The prosecuting attorney went out of the record and stated that he knew all about Mrs. Smith, but could not tell the jury what he knew of her and wished that the jury could know. The prosecuting attorney is not allowed to state, as a matter of fact, that of which there is no evidence. His statement in the case at bar was not within the latitude of discussion the law accords to counsel. Its evil tendency and prejudice to the rights of the defendant are manifest. There is not a fact in the record from which an inference can be drawn that Mrs. Smith was of bad character. The prosecuting attorney went out of the record to state that he knew her character and that he wished the jury knew it. This was an adroit way of asldng the jury to draw an unfavorable inference about the character of the witness from a statement of fact made by the prosecuting attorney which was not in the record. The fact is the principal, the inference is the incident, and without which the fact can not have existence. Dunmore v. State (Ala.), 22 So. 541.

The remarks of the prosecuting attorney were similar to the remarks of counsel held prejudicial in Fort v. State, 74 Ark. 210, and German-American Ins. Co. v.

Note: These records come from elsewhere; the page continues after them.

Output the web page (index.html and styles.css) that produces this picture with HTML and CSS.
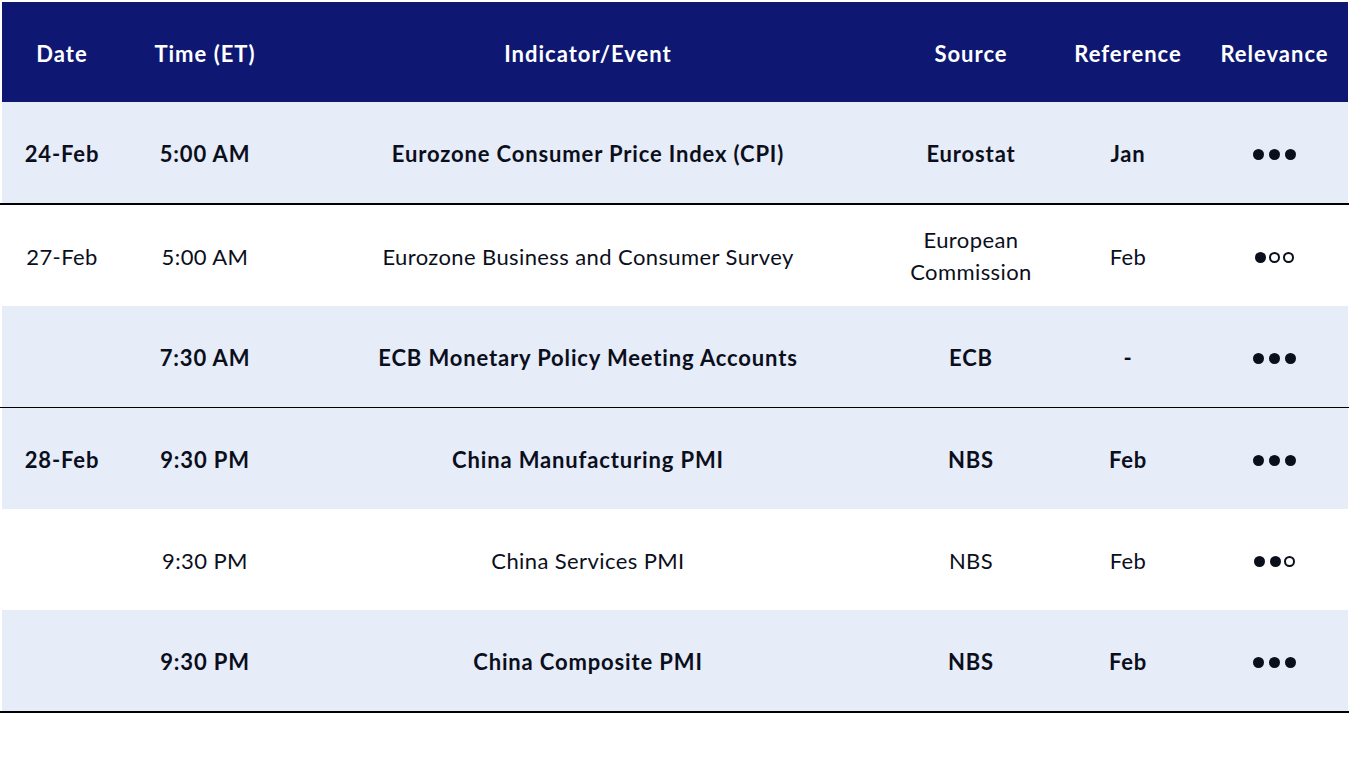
FILE: index.html
```html
<!DOCTYPE html>
<html lang="en">
<head>
<meta charset="utf-8">
<title>Economic Calendar</title>
<link rel="stylesheet" href="styles.css">
</head>
<body>
<div class="calendar">
  <div class="row head">
    <div class="cell">Date</div>
    <div class="cell">Time (ET)</div>
    <div class="cell">Indicator/Event</div>
    <div class="cell">Source</div>
    <div class="cell">Reference</div>
    <div class="cell">Relevance</div>
  </div>

  <div class="group thick">
    <div class="row shade bold">
      <div class="cell">24-Feb</div>
      <div class="cell">5:00 AM</div>
      <div class="cell">Eurozone Consumer Price Index (CPI)</div>
      <div class="cell">Eurostat</div>
      <div class="cell">Jan</div>
      <div class="cell"><span class="dots"><i class="dot on"></i><i class="dot on"></i><i class="dot on"></i></span></div>
    </div>
  </div>

  <div class="group thin">
    <div class="row">
      <div class="cell">27-Feb</div>
      <div class="cell">5:00 AM</div>
      <div class="cell">Eurozone Business and Consumer Survey</div>
      <div class="cell two">European<br>Commission</div>
      <div class="cell">Feb</div>
      <div class="cell"><span class="dots tight"><i class="dot on"></i><i class="dot off"></i><i class="dot off"></i></span></div>
    </div>
    <div class="row shade bold">
      <div class="cell"></div>
      <div class="cell">7:30 AM</div>
      <div class="cell">ECB Monetary Policy Meeting Accounts</div>
      <div class="cell">ECB</div>
      <div class="cell">-</div>
      <div class="cell"><span class="dots"><i class="dot on"></i><i class="dot on"></i><i class="dot on"></i></span></div>
    </div>
  </div>

  <div class="group thick">
    <div class="row shade bold">
      <div class="cell">28-Feb</div>
      <div class="cell">9:30 PM</div>
      <div class="cell">China Manufacturing PMI</div>
      <div class="cell">NBS</div>
      <div class="cell">Feb</div>
      <div class="cell"><span class="dots"><i class="dot on"></i><i class="dot on"></i><i class="dot on"></i></span></div>
    </div>
    <div class="row">
      <div class="cell"></div>
      <div class="cell">9:30 PM</div>
      <div class="cell">China Services PMI</div>
      <div class="cell">NBS</div>
      <div class="cell">Feb</div>
      <div class="cell"><span class="dots mixed"><i class="dot on"></i><i class="dot on"></i><i class="dot off"></i></span></div>
    </div>
    <div class="row shade bold">
      <div class="cell"></div>
      <div class="cell">9:30 PM</div>
      <div class="cell">China Composite PMI</div>
      <div class="cell">NBS</div>
      <div class="cell">Feb</div>
      <div class="cell"><span class="dots"><i class="dot on"></i><i class="dot on"></i><i class="dot on"></i></span></div>
    </div>
  </div>
</div>
</body>
</html>
```

FILE: styles.css
```css
html, body {
  margin: 0;
  padding: 0;
  background: #ffffff;
}

body {
  font-family: Lato, "Open Sans", "Liberation Sans", sans-serif;
  font-size: 22px;
  color: #0b0f1c;
  letter-spacing: 0.4px;
}

.calendar {
  padding-top: 2px;
  width: 1349px;
}

.row {
  display: grid;
  grid-template-columns: 120px 166px 600px 166px 148px 145px;
  height: 101px;
  margin: 0 1px 0 2px;
}

.row.head {
  height: 100px;
  background: #0e1873;
  color: #ffffff;
  font-weight: 700;
  letter-spacing: 1px;
}

.row.shade {
  background: #e6ecf8;
}

.row.bold {
  font-weight: 700;
  letter-spacing: 0.85px;
}

.cell {
  display: flex;
  align-items: center;
  justify-content: center;
  text-align: center;
  line-height: 32px;
  white-space: nowrap;
  padding-top: 3px;
  box-sizing: border-box;
}

.cell.two {
  padding-top: 1px;
}

.group.thick {
  border-bottom: 2px solid #000000;
}

.group.thin {
  border-bottom: 1px solid #000000;
}

.dots {
  display: inline-flex;
  align-items: center;
  gap: 5px;
}

.dots.tight {
  gap: 3px;
}

.dots.mixed .dot.off {
  margin-left: -2px;
}

.dot {
  display: block;
  width: 11px;
  height: 11px;
  border-radius: 50%;
  box-sizing: border-box;
}

.dot.on {
  background: #0b0f1c;
}

.dot.off {
  border: 2px solid #0b0f1c;
  background: transparent;
}
```
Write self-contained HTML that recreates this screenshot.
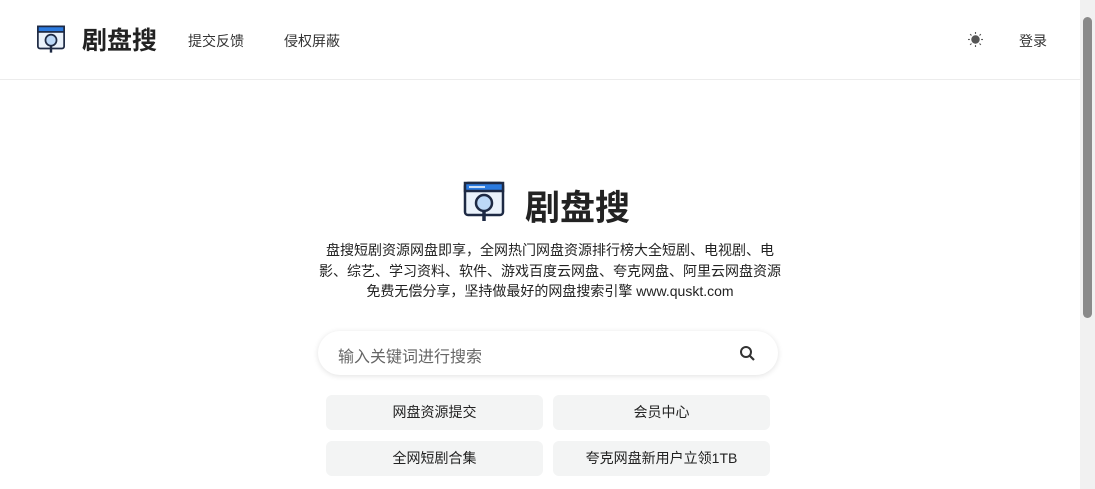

Harper, 70 Ark. 305. The error of the court in this regard compels a reversal of the judgment.

Other statements were made in the closing argument of the prosecuting attorney which might be considered improper, but as in our judgment they will not occur in another trial, we shall not extend this opinion by commenting on them.

For the prejudicial error in the closing argument of the prosecuting attorney to the jury, the judgment must be reversed and the cause remanded for a new trial.